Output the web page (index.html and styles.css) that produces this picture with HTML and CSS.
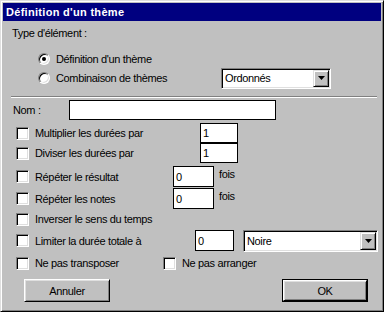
FILE: index.html
```html
<!DOCTYPE html>
<html lang="fr">
<head>
<meta charset="utf-8">
<title>Définition d'un thème</title>
<link rel="stylesheet" href="styles.css">
</head>
<body>
<div class="window">
  <div class="titlebar"><span class="title">Définition d'un thème</span></div>
  <div class="content">
    <div class="row type-row">Type d'élément :</div>

    <div class="row radio-row r1">
      <span class="radio checked"><span class="dot"></span></span>
      <span class="radio-label">Définition d'un thème</span>
    </div>
    <div class="row radio-row r2">
      <span class="radio"></span>
      <span class="radio-label">Combinaison de thèmes</span>
      <div class="select sel-ord"><span class="sel-text">Ordonnés</span><span class="arrow"><svg width="7" height="4" viewBox="0 0 7 4"><path d="M0 0h7L3.5 4z" fill="#000"/></svg></span></div>
    </div>

    <div class="sep"></div>

    <div class="row name-row">
      <span class="name-label">Nom :</span>
      <div class="edit name-edit"></div>
    </div>

    <div class="row cb-row cb1">
      <span class="check"></span>
      <span class="cb-label w-mult">Multiplier les durées par</span>
      <div class="edit num-edit">1</div>
    </div>
    <div class="row cb-row cb2">
      <span class="check"></span>
      <span class="cb-label w-mult">Diviser les durées par</span>
      <div class="edit num-edit">1</div>
    </div>
    <div class="row cb-row cb3">
      <span class="check"></span>
      <span class="cb-label w-rep">Répéter le résultat</span>
      <div class="edit rep-edit">0</div>
      <span class="fois">fois</span>
    </div>
    <div class="row cb-row cb4">
      <span class="check"></span>
      <span class="cb-label w-rep">Répéter les notes</span>
      <div class="edit rep-edit">0</div>
      <span class="fois">fois</span>
    </div>
    <div class="row cb-row cb5">
      <span class="check"></span>
      <span class="cb-label">Inverser le sens du temps</span>
    </div>
    <div class="row cb-row cb6">
      <span class="check"></span>
      <span class="cb-label w-lim">Limiter la durée totale à</span>
      <div class="edit lim-edit">0</div>
      <div class="select sel-noire"><span class="sel-text">Noire</span><span class="arrow"><svg width="7" height="4" viewBox="0 0 7 4"><path d="M0 0h7L3.5 4z" fill="#000"/></svg></span></div>
    </div>
    <div class="row cb-row cb7">
      <span class="check"></span>
      <span class="cb-label w-trans">Ne pas transposer</span>
      <span class="check"></span>
      <span class="cb-label">Ne pas arranger</span>
    </div>

    <div class="row buttons">
      <div class="btn btn-cancel">Annuler</div>
      <div class="btn btn-ok"><span class="btn-inner">OK</span></div>
    </div>
  </div>
</div>
</body>
</html>
```

FILE: styles.css
```css
html, body {
  margin: 0;
  padding: 0;
  background: #c0c0c0;
}

.window {
  width: 384px;
  height: 312px;
  box-sizing: border-box;
  background: #c0c0c0;
  border: 1px solid;
  border-color: #dfdfdf #000 #000 #dfdfdf;
  box-shadow: inset 1px 1px #fff, inset -1px -1px #808080;
  padding: 2px;
  font-family: "Liberation Sans", Arial, sans-serif;
  font-size: 11px;
  letter-spacing: -0.35px;
  color: #000;
}

.titlebar {
  height: 18px;
  background: #000080;
  display: flex;
  align-items: center;
  padding-left: 3px;
}

.title {
  color: #fff;
  font-weight: bold;
  font-size: 11px;
  letter-spacing: 0.3px;
}

.content {
  display: flex;
  flex-direction: column;
}

.row {
  display: flex;
  align-items: center;
}

.type-row {
  margin-top: 5px;
  height: 14px;
  padding-left: 9px;
}

.radio-row {
  padding-left: 35px;
}
.r1 { margin-top: 10px; height: 17px; }
.r2 { height: 22px; }

.radio {
  width: 12px;
  height: 12px;
  box-sizing: border-box;
  border-radius: 50%;
  border: 1px solid;
  border-color: #808080 #fff #fff #808080;
  box-shadow: inset 1px 1px #000, inset -1px -1px #dfdfdf;
  background: #fff;
  display: flex;
  align-items: center;
  justify-content: center;
  flex: none;
}
.dot {
  width: 4px;
  height: 4px;
  border-radius: 50%;
  background: #000;
}

.radio-label {
  margin-left: 6px;
  width: 165px;
  flex: none;
}

.select {
  height: 21px;
  box-sizing: border-box;
  border: 1px solid;
  border-color: #808080 #fff #fff #808080;
  box-shadow: inset 1px 1px #000, inset -1px -1px #dfdfdf;
  background: #fff;
  display: flex;
  align-items: stretch;
  padding: 1px;
  flex: none;
  color: #000;
}
.sel-ord { width: 110px; }
.sel-noire { width: 135px; height: 22px; margin-left: 9px; }

.sel-text {
  flex: 1;
  display: flex;
  align-items: center;
  padding-left: 2px;
}

.arrow {
  width: 16px;
  box-sizing: border-box;
  background: #c0c0c0;
  border: 1px solid;
  border-color: #dfdfdf #000 #000 #dfdfdf;
  box-shadow: inset 1px 1px #fff, inset -1px -1px #808080;
  display: flex;
  align-items: center;
  justify-content: center;
}

.sep {
  margin-top: 7px;
  margin-left: 8px;
  width: 366px;
  border-top: 1px solid #808080;
  border-bottom: 1px solid #fff;
}

.name-row {
  margin-top: 2px;
  height: 20px;
  padding-left: 10px;
}
.name-label {
  width: 56px;
  flex: none;
}

.edit {
  box-sizing: border-box;
  border: 1px solid #000;
  background: #fff;
  color: #000;
  height: 20px;
  display: flex;
  align-items: center;
  padding-left: 2px;
  flex: none;
}
.name-edit { width: 207px; }
.num-edit { width: 38px; }
.rep-edit { width: 41px; height: 21px; }
.lim-edit { width: 39px; height: 21px; }

.cb-row {
  height: 20px;
  padding-left: 13px;
}
.cb1 { margin-top: 3px; }
.cb3 { margin-top: 3px; height: 21px; }
.cb4 { margin-top: 1px; height: 21px; }
.cb6 { height: 21px; margin-top: 1px; }
.cb7 { margin-top: 2px; }

.check {
  width: 13px;
  height: 13px;
  box-sizing: border-box;
  border: 1px solid;
  border-color: #808080 #fff #fff #808080;
  box-shadow: inset 1px 1px #000, inset -1px -1px #dfdfdf;
  background: #fff;
  flex: none;
}

.cb-label {
  margin-left: 6px;
  flex: none;
}
.w-mult { width: 165px; }
.w-rep { width: 138px; }
.w-lim { width: 160px; }
.w-trans { width: 128px; }

.fois {
  margin-left: 5px;
  margin-top: -6px;
}

.buttons {
  margin-top: 6px;
  padding-left: 21px;
  height: 23px;
  gap: 172px;
}

.btn {
  width: 86px;
  height: 23px;
  box-sizing: border-box;
  background: #c0c0c0;
  border: 1px solid;
  border-color: #fff #000 #000 #fff;
  box-shadow: inset 1px 1px #dfdfdf, inset -1px -1px #808080;
  display: flex;
  align-items: center;
  justify-content: center;
  flex: none;
}

.btn-ok {
  border: 1px solid #000;
  box-shadow: none;
  padding: 0;
}
.btn-inner {
  width: 100%;
  height: 100%;
  box-sizing: border-box;
  border: 1px solid;
  border-color: #fff #000 #000 #fff;
  box-shadow: inset 1px 1px #dfdfdf, inset -1px -1px #808080;
  display: flex;
  align-items: center;
  justify-content: center;
}
```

========================

Every line above should be repeated exactly; pictures stay out of the copy.

Output the web page (index.html and styles.css) that produces this picture with HTML and CSS.
FILE: index.html
```html
<!DOCTYPE html>
<html lang="fr">
<head>
<meta charset="utf-8">
<title>Définition d'un thème</title>
<link rel="stylesheet" href="styles.css">
</head>
<body>
<div class="window">
  <div class="titlebar"><span class="title">Définition d'un thème</span></div>
  <div class="content">
    <div class="row type-row">Type d'élément :</div>

    <div class="row radio-row r1">
      <span class="radio checked"><span class="dot"></span></span>
      <span class="radio-label">Définition d'un thème</span>
    </div>
    <div class="row radio-row r2">
      <span class="radio"></span>
      <span class="radio-label">Combinaison de thèmes</span>
      <div class="select sel-ord"><span class="sel-text">Ordonnés</span><span class="arrow"><svg width="7" height="4" viewBox="0 0 7 4"><path d="M0 0h7L3.5 4z" fill="#000"/></svg></span></div>
    </div>

    <div class="sep"></div>

    <div class="row name-row">
      <span class="name-label">Nom :</span>
      <div class="edit name-edit"></div>
    </div>

    <div class="row cb-row cb1">
      <span class="check"></span>
      <span class="cb-label w-mult">Multiplier les durées par</span>
      <div class="edit num-edit">1</div>
    </div>
    <div class="row cb-row cb2">
      <span class="check"></span>
      <span class="cb-label w-mult">Diviser les durées par</span>
      <div class="edit num-edit">1</div>
    </div>
    <div class="row cb-row cb3">
      <span class="check"></span>
      <span class="cb-label w-rep">Répéter le résultat</span>
      <div class="edit rep-edit">0</div>
      <span class="fois">fois</span>
    </div>
    <div class="row cb-row cb4">
      <span class="check"></span>
      <span class="cb-label w-rep">Répéter les notes</span>
      <div class="edit rep-edit">0</div>
      <span class="fois">fois</span>
    </div>
    <div class="row cb-row cb5">
      <span class="check"></span>
      <span class="cb-label">Inverser le sens du temps</span>
    </div>
    <div class="row cb-row cb6">
      <span class="check"></span>
      <span class="cb-label w-lim">Limiter la durée totale à</span>
      <div class="edit lim-edit">0</div>
      <div class="select sel-noire"><span class="sel-text">Noire</span><span class="arrow"><svg width="7" height="4" viewBox="0 0 7 4"><path d="M0 0h7L3.5 4z" fill="#000"/></svg></span></div>
    </div>
    <div class="row cb-row cb7">
      <span class="check"></span>
      <span class="cb-label w-trans">Ne pas transposer</span>
      <span class="check"></span>
      <span class="cb-label">Ne pas arranger</span>
    </div>

    <div class="row buttons">
      <div class="btn btn-cancel">Annuler</div>
      <div class="btn btn-ok"><span class="btn-inner">OK</span></div>
    </div>
  </div>
</div>
</body>
</html>
```

FILE: styles.css
```css
html, body {
  margin: 0;
  padding: 0;
  background: #c0c0c0;
}

.window {
  width: 384px;
  height: 312px;
  box-sizing: border-box;
  background: #c0c0c0;
  border: 1px solid;
  border-color: #dfdfdf #000 #000 #dfdfdf;
  box-shadow: inset 1px 1px #fff, inset -1px -1px #808080;
  padding: 2px;
  font-family: "Liberation Sans", Arial, sans-serif;
  font-size: 11px;
  letter-spacing: -0.35px;
  color: #000;
}

.titlebar {
  height: 18px;
  background: #000080;
  display: flex;
  align-items: center;
  padding-left: 3px;
}

.title {
  color: #fff;
  font-weight: bold;
  font-size: 11px;
  letter-spacing: 0.3px;
}

.content {
  display: flex;
  flex-direction: column;
}

.row {
  display: flex;
  align-items: center;
}

.type-row {
  margin-top: 5px;
  height: 14px;
  padding-left: 9px;
}

.radio-row {
  padding-left: 35px;
}
.r1 { margin-top: 10px; height: 17px; }
.r2 { height: 22px; }

.radio {
  width: 12px;
  height: 12px;
  box-sizing: border-box;
  border-radius: 50%;
  border: 1px solid;
  border-color: #808080 #fff #fff #808080;
  box-shadow: inset 1px 1px #000, inset -1px -1px #dfdfdf;
  background: #fff;
  display: flex;
  align-items: center;
  justify-content: center;
  flex: none;
}
.dot {
  width: 4px;
  height: 4px;
  border-radius: 50%;
  background: #000;
}

.radio-label {
  margin-left: 6px;
  width: 165px;
  flex: none;
}

.select {
  height: 21px;
  box-sizing: border-box;
  border: 1px solid;
  border-color: #808080 #fff #fff #808080;
  box-shadow: inset 1px 1px #000, inset -1px -1px #dfdfdf;
  background: #fff;
  display: flex;
  align-items: stretch;
  padding: 1px;
  flex: none;
  color: #000;
}
.sel-ord { width: 110px; }
.sel-noire { width: 135px; height: 22px; margin-left: 9px; }

.sel-text {
  flex: 1;
  display: flex;
  align-items: center;
  padding-left: 2px;
}

.arrow {
  width: 16px;
  box-sizing: border-box;
  background: #c0c0c0;
  border: 1px solid;
  border-color: #dfdfdf #000 #000 #dfdfdf;
  box-shadow: inset 1px 1px #fff, inset -1px -1px #808080;
  display: flex;
  align-items: center;
  justify-content: center;
}

.sep {
  margin-top: 7px;
  margin-left: 8px;
  width: 366px;
  border-top: 1px solid #808080;
  border-bottom: 1px solid #fff;
}

.name-row {
  margin-top: 2px;
  height: 20px;
  padding-left: 10px;
}
.name-label {
  width: 56px;
  flex: none;
}

.edit {
  box-sizing: border-box;
  border: 1px solid #000;
  background: #fff;
  color: #000;
  height: 20px;
  display: flex;
  align-items: center;
  padding-left: 2px;
  flex: none;
}
.name-edit { width: 207px; }
.num-edit { width: 38px; }
.rep-edit { width: 41px; height: 21px; }
.lim-edit { width: 39px; height: 21px; }

.cb-row {
  height: 20px;
  padding-left: 13px;
}
.cb1 { margin-top: 3px; }
.cb3 { margin-top: 3px; height: 21px; }
.cb4 { margin-top: 1px; height: 21px; }
.cb6 { height: 21px; margin-top: 1px; }
.cb7 { margin-top: 2px; }

.check {
  width: 13px;
  height: 13px;
  box-sizing: border-box;
  border: 1px solid;
  border-color: #808080 #fff #fff #808080;
  box-shadow: inset 1px 1px #000, inset -1px -1px #dfdfdf;
  background: #fff;
  flex: none;
}

.cb-label {
  margin-left: 6px;
  flex: none;
}
.w-mult { width: 165px; }
.w-rep { width: 138px; }
.w-lim { width: 160px; }
.w-trans { width: 128px; }

.fois {
  margin-left: 5px;
  margin-top: -6px;
}

.buttons {
  margin-top: 6px;
  padding-left: 21px;
  height: 23px;
  gap: 172px;
}

.btn {
  width: 86px;
  height: 23px;
  box-sizing: border-box;
  background: #c0c0c0;
  border: 1px solid;
  border-color: #fff #000 #000 #fff;
  box-shadow: inset 1px 1px #dfdfdf, inset -1px -1px #808080;
  display: flex;
  align-items: center;
  justify-content: center;
  flex: none;
}

.btn-ok {
  border: 1px solid #000;
  box-shadow: none;
  padding: 0;
}
.btn-inner {
  width: 100%;
  height: 100%;
  box-sizing: border-box;
  border: 1px solid;
  border-color: #fff #000 #000 #fff;
  box-shadow: inset 1px 1px #dfdfdf, inset -1px -1px #808080;
  display: flex;
  align-items: center;
  justify-content: center;
}
```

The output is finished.